Interim Results
Newmark Security PLC
23 January 2003
NEWMARK SECURITY PLC
INTERIM REPORT
for the six months ended 31 October 2002
CHAIRMAN'S STATEMENT
RESULTS FOR THE SIX MONTHS ENDED 31 OCTOBER 2002
The first six months of the year were very much a transitional period with the
major historic profits contributor, Vema, having been sold just before the end
of the last financial year with the replacement acquisition, Grosvenor
Technology, taking place in mid September, and therefore only contributing
profits for one and a half months. In addition, we have provided for the cost of
the closure of the North American sales operation and the US market will be
serviced directly from the UK in future.
The Group made a loss from continuing operations before exceptional items,
amortisation of goodwill and interest of £394,000 (2001: loss £416,000). The
results for the period include the profits of Grosvenor Technology Limited for
the month and a half since the date of acquisition. The results for the six
months to 31 October 2001 included the results of Vema which was sold in April
2002 and has therefore made no contribution in the six month period under
review. The loss before tax for the period under review was £675,000 (2001:
profit £388,000).
ASSET PROTECTION DIVISION
Sales in Safetell Limited were 23% higher than the same period with quotations
and order intake 33% higher. The majority of the increase was in cash handling
and reconfiguration work on rising screens.

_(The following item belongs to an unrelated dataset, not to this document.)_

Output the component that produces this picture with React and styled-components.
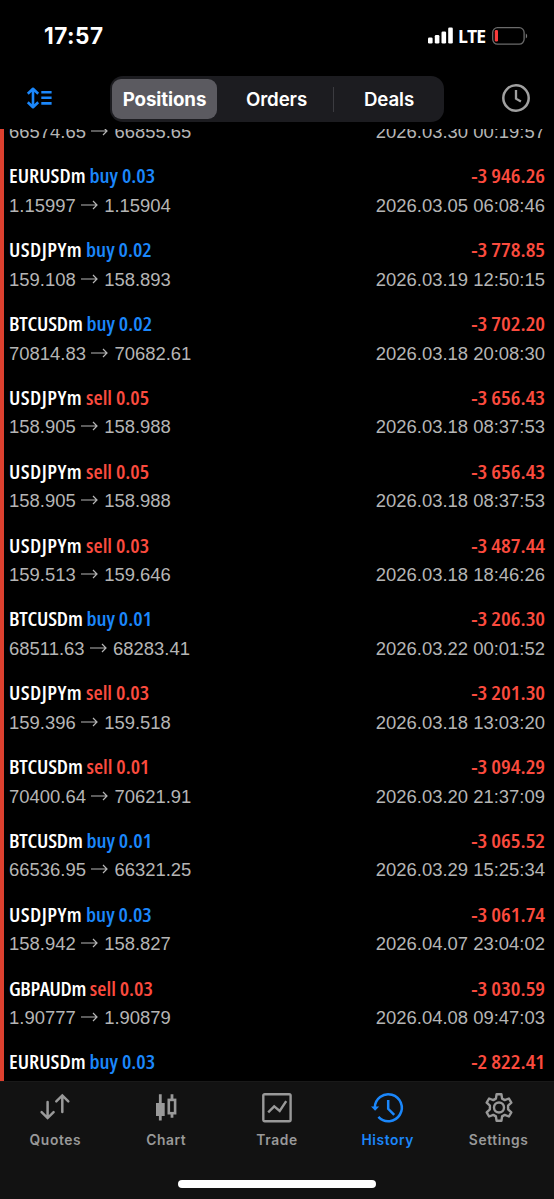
import React from 'react';
import styled, { createGlobalStyle } from 'styled-components';

const BLUE = '#1b87fb';
const RED = '#fb4b3e';

const GlobalStyle = createGlobalStyle`
  * { box-sizing: border-box; }
  html, body { margin: 0; padding: 0; background: #000; }
  body { font-family: Inter, 'Liberation Sans', sans-serif; }
  svg { display: block; flex: none; }
`;

const Screen = styled.div`
  width: 554px;
  height: 1199px;
  display: flex;
  flex-direction: column;
  background: #000;
  color: #fff;
  overflow: hidden;
`;

const StatusBar = styled.div`
  height: 76px;
  flex: none;
  display: flex;
  align-items: center;
  justify-content: space-between;
  padding: 0 26px 5px 44px;
`;

const Clock = styled.span`
  font-size: 22.5px;
  font-weight: 700;
  line-height: 28px;
  letter-spacing: 0.5px;
`;

const Indicators = styled.div`
  display: flex;
  align-items: center;
`;

const Network = styled.span`
  margin: 0 7px 0 5px;
  font-family: 'Open Sans', sans-serif;
  font-size: 17.6px;
  font-weight: 700;
  line-height: 20px;
  letter-spacing: -1px;
`;

const Toolbar = styled.div`
  height: 53px;
  flex: none;
  display: flex;
  align-items: flex-start;
  justify-content: space-between;
  padding: 0 23px 0 26px;
`;

const ToolButton = styled.button`
  display: flex;
  padding: ${(p) => p.$top}px 0 0;
  border: 0;
  background: none;
  color: ${(p) => p.$color};
`;

const Segments = styled.div`
  width: 334px;
  height: 46px;
  display: flex;
  align-items: center;
  padding: 3px 2px;
  border-radius: 13px;
  background: #1c1c20;
`;

const Segment = styled.button`
  flex: none;
  width: ${(p) => p.$width}px;
  height: 40px;
  padding: 1px 0 0 ${(p) => p.$inset || 0}px;
  border: 0;
  border-radius: 9px;
  background: ${(p) => (p.$active ? '#5b5a60' : 'transparent')};
  color: #fff;
  font-family: Inter, sans-serif;
  font-size: 18.7px;
  font-weight: ${(p) => (p.$active ? 700 : 600)};
  letter-spacing: -0.1px;
  line-height: 39px;
`;

const Divider = styled.span`
  flex: none;
  width: 1px;
  height: 25px;
  background: #3b3b40;
`;

const History = styled.main`
  height: 952px;
  flex: none;
  overflow: hidden;
  border-left: 4px solid #dc402f;
`;

const Rows = styled.div`
  margin-top: -49px;
`;

const Row = styled.div`
  height: 73.84px;
  padding: 7.9px 9px 0 5px;
`;

const Line = styled.div`
  height: 29.5px;
  display: flex;
  align-items: center;
  justify-content: space-between;
`;

const Title = styled.div`
  font-family: 'Open Sans', sans-serif;
  font-size: 19.2px;
  font-weight: 600;
  font-stretch: 75%;
  line-height: 28px;
  white-space: pre;
  transform: scaleX(1.095);
  transform-origin: left center;
`;

const Symbol = styled.span`
  font-weight: 650;
  letter-spacing: ${(p) => p.$tracking}px;
`;

const Side = styled.span`
  color: ${(p) => (p.$side === 'buy' ? BLUE : RED)};
`;

const Profit = styled(Title)`
  color: ${RED};
  transform: scaleX(1.135);
  transform-origin: right center;
`;

const Detail = styled.div`
  display: flex;
  align-items: center;
  color: #b5b5b5;
  font-family: 'Liberation Sans', sans-serif;
  font-size: 18.45px;
  line-height: 22px;
  white-space: pre;
`;

const ArrowGlyph = styled.svg`
  margin: 0 6px 2px 5.5px;
`;

const TabBar = styled.nav`
  flex: 1;
  display: flex;
  flex-direction: column;
  background: #121212;
  border-top: 1px solid #191919;
`;

const Tabs = styled.div`
  height: 96px;
  display: grid;
  grid-template-columns: repeat(5, 1fr);
`;

const Tab = styled.div`
  display: flex;
  flex-direction: column;
  align-items: center;
  padding-top: 9px;
  color: ${(p) => (p.$active ? BLUE : '#999')};
`;

const TabLabel = styled.span`
  margin-top: 6px;
  font-size: 13.8px;
  font-weight: 600;
  line-height: 18px;
  letter-spacing: 0.6px;
`;

const HomeIndicator = styled.div`
  width: 198px;
  height: 8px;
  margin: 2px auto 0;
  border-radius: 4px;
  background: #fff;
`;

const SignalIcon = () => (
  <svg width="25" height="17" viewBox="0 0 25 17" fill="#fff">
    <rect x="0" y="10.5" width="4.6" height="6" rx="1.3" />
    <rect x="6.8" y="8" width="4.6" height="8.5" rx="1.3" />
    <rect x="13.5" y="4.5" width="4.6" height="12" rx="1.3" />
    <rect x="20.2" y="0.5" width="4.6" height="16" rx="1.3" />
  </svg>
);

const BatteryIcon = () => (
  <svg width="36" height="18" viewBox="0 0 36 18" fill="none">
    <rect x="0.7" y="0.7" width="31.4" height="16.4" rx="4.8" stroke="#6b6b6b" strokeWidth="1.3" />
    <rect x="2.8" y="3" width="3.2" height="11.5" rx="1.2" fill="#fb3b3b" />
    <path d="M33.8 6.5c1.8.7 1.8 4.3 0 5z" fill="#777" />
  </svg>
);

const SortIcon = () => (
  <svg width="27" height="22" viewBox="0 0 27 22" fill="none" stroke="currentColor" strokeWidth="2.6">
    <path d="M7 2.2v17.6M1.8 6.8 7 1.8l5.2 5M1.8 15.2l5.2 5 5.2-5" strokeLinejoin="round" />
    <path d="M15.3 5.2h10.3M15.3 10.8h10.3M15.3 16.4h10.3" />
  </svg>
);

const PeriodIcon = () => (
  <svg width="30" height="30" viewBox="0 0 30 30" fill="none" stroke="currentColor">
    <circle cx="15" cy="15" r="12.7" strokeWidth="2.5" />
    <path d="M15 7v8.7l4.9 2.9" strokeWidth="2.3" />
  </svg>
);

const Arrow = () => (
  <ArrowGlyph width="17" height="12" viewBox="0 0 17 12" fill="none" stroke="currentColor" strokeWidth="1.2">
    <path d="M0 6h16M12 2 16 6 12 10" />
  </ArrowGlyph>
);

const QuotesIcon = () => (
  <svg width="34" height="34" viewBox="0 0 34 34" fill="none" stroke="currentColor" strokeWidth="2.5" strokeLinecap="round">
    <path d="M9.6 11v16M3.6 21.2l6 5.9 6-5.9M24.3 21V4.4M18.3 10.3l6-5.9 6 5.9" />
  </svg>
);

const ChartIcon = () => (
  <svg width="34" height="34" viewBox="0 0 34 34" fill="none" stroke="currentColor" strokeWidth="2.8">
    <path d="M11.3 3.2v26.4M23 3.2v5M23 22.2v4.6" />
    <rect x="7" y="12" width="8.7" height="13" fill="currentColor" stroke="none" />
    <rect x="19.8" y="8.9" width="6.3" height="13.3" strokeWidth="2.6" />
  </svg>
);

const TradeIcon = () => (
  <svg width="34" height="34" viewBox="0 0 34 34" fill="none" stroke="currentColor" strokeWidth="2.4">
    <rect x="3.3" y="3.2" width="27.3" height="27" rx="1.4" />
    <path d="m8.2 21.4 6-6.1 5.5 4.6 6.5-9.7" />
  </svg>
);

const HistoryIcon = () => (
  <svg width="34" height="34" viewBox="0 0 34 34" fill="none" stroke="currentColor" strokeWidth="2.5">
    <path d="M3.8 16.8A13.5 13.5 0 1 1 7.4 25.9" />
    <path d="M0 15.6h8.2l-4.1 4.2z" fill="currentColor" stroke="none" />
    <path d="M17.2 9v8.8l6 6" />
  </svg>
);

const SettingsIcon = () => (
  <svg width="34" height="34" viewBox="0 0 34 34" fill="none" stroke="currentColor" strokeWidth="2.4" strokeLinejoin="round">
    <path d="M14.6 3.2h4.8l.7 4.4 2.6 1.5 4.2-1.6 2.4 4.2-3.2 3v3.6l3.2 3-2.4 4.2-4.2-1.6-2.6 1.5-.7 4.4h-4.8l-.7-4.4-2.6-1.5-4.2 1.6-2.4-4.2 3.2-3v-3.6l-3.2-3 2.4-4.2 4.2 1.6 2.6-1.5z" />
    <circle cx="17" cy="16.5" r="5" />
  </svg>
);

const positions = [
  ['EURUSDm', 'buy', '0.03', '', '66574.65', '66855.65', '2026.03.30 00:19:57'],
  ['EURUSDm', 'buy', '0.03', '-3 946.26', '1.15997', '1.15904', '2026.03.05 06:08:46'],
  ['USDJPYm', 'buy', '0.02', '-3 778.85', '159.108', '158.893', '2026.03.19 12:50:15'],
  ['BTCUSDm', 'buy', '0.02', '-3 702.20', '70814.83', '70682.61', '2026.03.18 20:08:30'],
  ['USDJPYm', 'sell', '0.05', '-3 656.43', '158.905', '158.988', '2026.03.18 08:37:53'],
  ['USDJPYm', 'sell', '0.05', '-3 656.43', '158.905', '158.988', '2026.03.18 08:37:53'],
  ['USDJPYm', 'sell', '0.03', '-3 487.44', '159.513', '159.646', '2026.03.18 18:46:26'],
  ['BTCUSDm', 'buy', '0.01', '-3 206.30', '68511.63', '68283.41', '2026.03.22 00:01:52'],
  ['USDJPYm', 'sell', '0.03', '-3 201.30', '159.396', '159.518', '2026.03.18 13:03:20'],
  ['BTCUSDm', 'sell', '0.01', '-3 094.29', '70400.64', '70621.91', '2026.03.20 21:37:09'],
  ['BTCUSDm', 'buy', '0.01', '-3 065.52', '66536.95', '66321.25', '2026.03.29 15:25:34'],
  ['USDJPYm', 'buy', '0.03', '-3 061.74', '158.942', '158.827', '2026.04.07 23:04:02'],
  ['GBPAUDm', 'sell', '0.03', '-3 030.59', '1.90777', '1.90879', '2026.04.08 09:47:03'],
  ['EURUSDm', 'buy', '0.03', '-2 822.41'],
];

const tracking = { EURUSDm: 0, USDJPYm: 0.38, BTCUSDm: -0.2, GBPAUDm: -0.35 };

const tabs = [
  ['Quotes', QuotesIcon],
  ['Chart', ChartIcon],
  ['Trade', TradeIcon],
  ['History', HistoryIcon],
  ['Settings', SettingsIcon],
];

function PositionRow({ data, clipped }) {
  const [symbol, side, volume, profit, open, close, time] = data;
  return (
    <Row>
      <Line>
        {!clipped && (
          <>
            <Title>
              <Symbol $tracking={tracking[symbol]}>{symbol}</Symbol> <Side $side={side}>{side} {volume}</Side>
            </Title>
            <Profit>{profit}</Profit>
          </>
        )}
      </Line>
      {open && (
        <Line>
          <Detail>{open}<Arrow />{close}</Detail>
          <Detail>{time}</Detail>
        </Line>
      )}
    </Row>
  );
}

export default function App() {
  return (
    <>
      <GlobalStyle />
      <Screen>
        <StatusBar>
          <Clock>17:57</Clock>
          <Indicators>
            <SignalIcon />
            <Network>LTE</Network>
            <BatteryIcon />
          </Indicators>
        </StatusBar>
        <Toolbar>
          <ToolButton $top={10.5} $color={BLUE}><SortIcon /></ToolButton>
          <Segments>
            <Segment $active $width={105}>Positions</Segment>
            <Segment $width={116} $inset={3}>Orders</Segment>
            <Divider />
            <Segment $width={108} $inset={2}>Deals</Segment>
          </Segments>
          <ToolButton $top={6.5} $color="#a0a0a0"><PeriodIcon /></ToolButton>
        </Toolbar>
        <History>
          <Rows>
            {positions.map((p, i) => <PositionRow key={i} data={p} clipped={i === 0} />)}
          </Rows>
        </History>
        <TabBar>
          <Tabs>
            {tabs.map(([label, Icon]) => (
              <Tab key={label} $active={label === 'History'}>
                <Icon />
                <TabLabel>{label}</TabLabel>
              </Tab>
            ))}
          </Tabs>
          <HomeIndicator />
        </TabBar>
      </Screen>
    </>
  );
}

A contract to enhance protection
against non-firearm attack for a major financial institution was won in July
with the first installations in September. 29 of the 80 sites were completed by
the end of the half year, with the rest completed in November and December. The
new Eye2Eye product was developed further to introduce an anti-physical attack
version for the Probation Service and has also now been supplied to some police
stations as well. The MaxiView, wide span, moving glass screen has been
developed and installed in two petrol retail sites and there are good prospects
for a roll out programme for the same client in 2003.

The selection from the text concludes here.